這位男子放下手中的東西便轉身離開,齊白石在屋裡看到男子放下的東西,他吩咐護工:“趁現在那人還沒走遠,你快去把人家的東西送回去,我不給人家作畫,也不好收了人家的東西。”

護工拿起放在地上的東西趕緊跑出去將東西還給了那位男子。

第二天一大清早,齊家的大門又被扣響了,護工開門一看,竟還是昨天那位男子,但是今天不同的是那位男子身邊跟著的還有新鳳霞。

護工看到新鳳霞後趕忙請二人進門。

“老爺子,這位先生是我的朋友,聽說他昨天來過,被您趕了出去。”新鳳霞坐到齊白石身邊,拉著齊白石的手說。

“我這位朋友仰慕您已久,他之前一直沒有勇氣來找您求畫。”

此時齊白石才示意那位站著的男子坐下,“扶我到畫案那邊去。”

齊白石緩慢地站起來,新鳳霞攙扶著他走向畫案,而那位男子剛坐下便也跟著起身。

齊白石走到畫案前,看著眼前的畫筆與白紙,他若有所思:“既然是鳳霞的朋友,那我今日就好好給你作一幅。

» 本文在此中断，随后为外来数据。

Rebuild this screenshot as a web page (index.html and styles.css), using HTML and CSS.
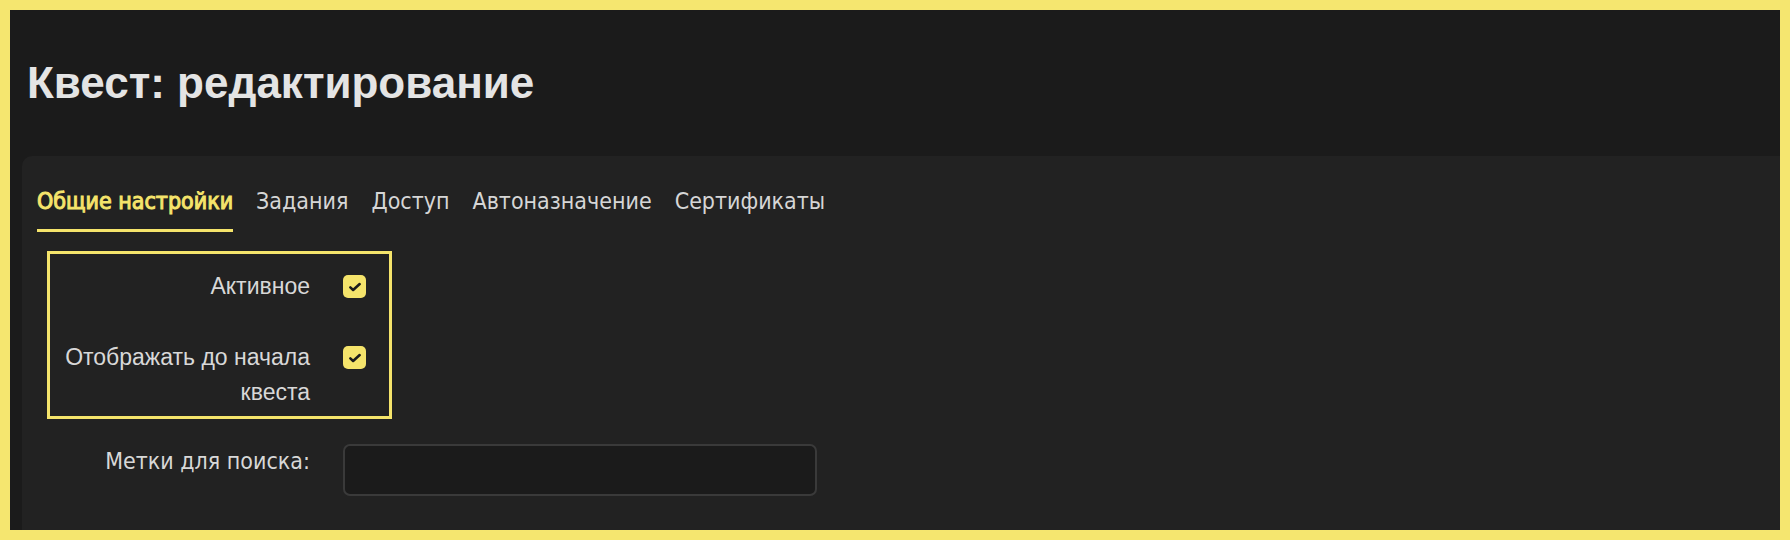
FILE: index.html
```html
<!DOCTYPE html>
<html lang="ru">
<head>
  <meta charset="UTF-8" />
  <meta name="viewport" content="width=device-width, initial-scale=1" />
  <title>Квест: редактирование</title>
  <link rel="stylesheet" href="styles.css">
</head>
<body>
  <div class="frame">
    <header class="page-head">
      <h1>Квест: редактирование</h1>
    </header>

    <section class="card">
      <nav class="tabs">
        <span class="tab active">Общие настройки</span>
        <span class="tab">Задания</span>
        <span class="tab">Доступ</span>
        <span class="tab">Автоназначение</span>
        <span class="tab">Сертификаты</span>
      </nav>

      <form class="form">
        <div class="highlight">
          <div class="row row-first">
            <label class="label">Активное</label>
            <div class="control">
              <span class="checkbox">
                <svg viewBox="0 0 24 24" width="16" height="16"><path d="M5 12.5l4.2 4L19 7.5" fill="none" stroke="#1b1b1b" stroke-width="3.8" stroke-linecap="round" stroke-linejoin="round"/></svg>
              </span>
            </div>
          </div>
          <div class="row">
            <label class="label">Отображать до начала квеста</label>
            <div class="control">
              <span class="checkbox">
                <svg viewBox="0 0 24 24" width="16" height="16"><path d="M5 12.5l4.2 4L19 7.5" fill="none" stroke="#1b1b1b" stroke-width="3.8" stroke-linecap="round" stroke-linejoin="round"/></svg>
              </span>
            </div>
          </div>
        </div>

        <div class="row row-tags">
          <label class="label label-cond">Метки для поиска:</label>
          <div class="control">
            <input type="text" class="text-input">
          </div>
        </div>
      </form>
    </section>
  </div>
</body>
</html>
```

FILE: styles.css
```css
html, body {
  margin: 0;
  background: #f5e66f;
}
.frame {
  box-sizing: border-box;
  height: 540px;
  border: 10px solid #f5e66f;
  background: #1b1b1b;
  display: flex;
  flex-direction: column;
  padding-left: 12px;
  overflow: hidden;
}
.page-head {
  padding-top: 48px;
}
.page-head h1 {
  margin: 0 0 0 5px;
  font-family: "Liberation Sans", Arial, sans-serif;
  font-size: 44px;
  line-height: 50px;
  font-weight: bold;
  color: #e4e4e4;
}
.card {
  flex: 1;
  margin-top: 48px;
  background: #222222;
  border-top-left-radius: 10px;
  padding: 0 0 0 15px;
}
.tabs {
  display: flex;
  gap: 23px;
  padding-top: 32px;
  font-family: "DejaVu Sans Condensed", "DejaVu Sans", sans-serif;
  font-stretch: condensed;
  font-size: 23px;
  color: #d6d6d6;
}
.tab {
  line-height: 26px;
  padding-bottom: 15px;
  border-bottom: 3px solid transparent;
}
.tab.active {
  color: #f5e46b;
  -webkit-text-stroke: 1px #f5e46b;
  border-bottom-color: #f5e46b;
}
.form {
  margin-top: 19px;
  margin-left: 10px;
}
.highlight {
  width: 339px;
  border: 3px solid #f5e46b;
  padding: 15px 0 6px;
}
.row {
  display: grid;
  grid-template-columns: 260px 1fr;
  column-gap: 33px;
  margin-top: 36px;
}
.row-first {
  margin-top: 0;
}
.label {
  text-align: right;
  font-family: "Liberation Sans", Arial, sans-serif;
  font-size: 23px;
  line-height: 35px;
  color: #d8d8d8;
}
.label-cond {
  font-family: "DejaVu Sans Condensed", "DejaVu Sans", sans-serif;
  font-stretch: condensed;
  line-height: 34px;
}
.control {
  display: flex;
  align-items: flex-start;
}
.checkbox {
  margin-top: 6px;
  width: 23px;
  height: 23px;
  border-radius: 5px;
  background: #f5e46b;
  display: flex;
  align-items: center;
  justify-content: center;
}
.row-tags {
  margin: 25px 0 0 3px;
}
.text-input {
  box-sizing: border-box;
  width: 474px;
  height: 52px;
  background: #1b1b1b;
  border: 2px solid #3a3a3a;
  border-radius: 7px;
  outline: none;
}
```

”

他稍加思索便畫了兩隻正在嬉戲耍鬧的鳥兒,那男子歎為觀止,直呼傳神。

後來這件事逐漸傳開,慢慢地世人都知道齊白石待新鳳霞非同一般。

而且越來越多上門求畫的人被齊白石拒之門外,很多人開始接近新鳳霞,並透過新鳳霞與齊白石獲得聯絡,從而求得齊白石的畫作。

1957年9月16日,在齊白石與新鳳霞相識的第五個年頭裡,齊白石在北京病逝,享年94歲。

新鳳霞在齊白石在世期間得到了不少齊白石的真傳,後來特殊時期過後,新鳳霞不能再上臺演出,便從此靠作畫維生。

這個故事的主人公齊白石與新鳳霞,或許他們之間也存在真正的情感,這種情感或許也包含友誼。

但也並非完全包含友誼,畢竟他們的相識始於新鳳霞的美麗,也始於齊白石的地位。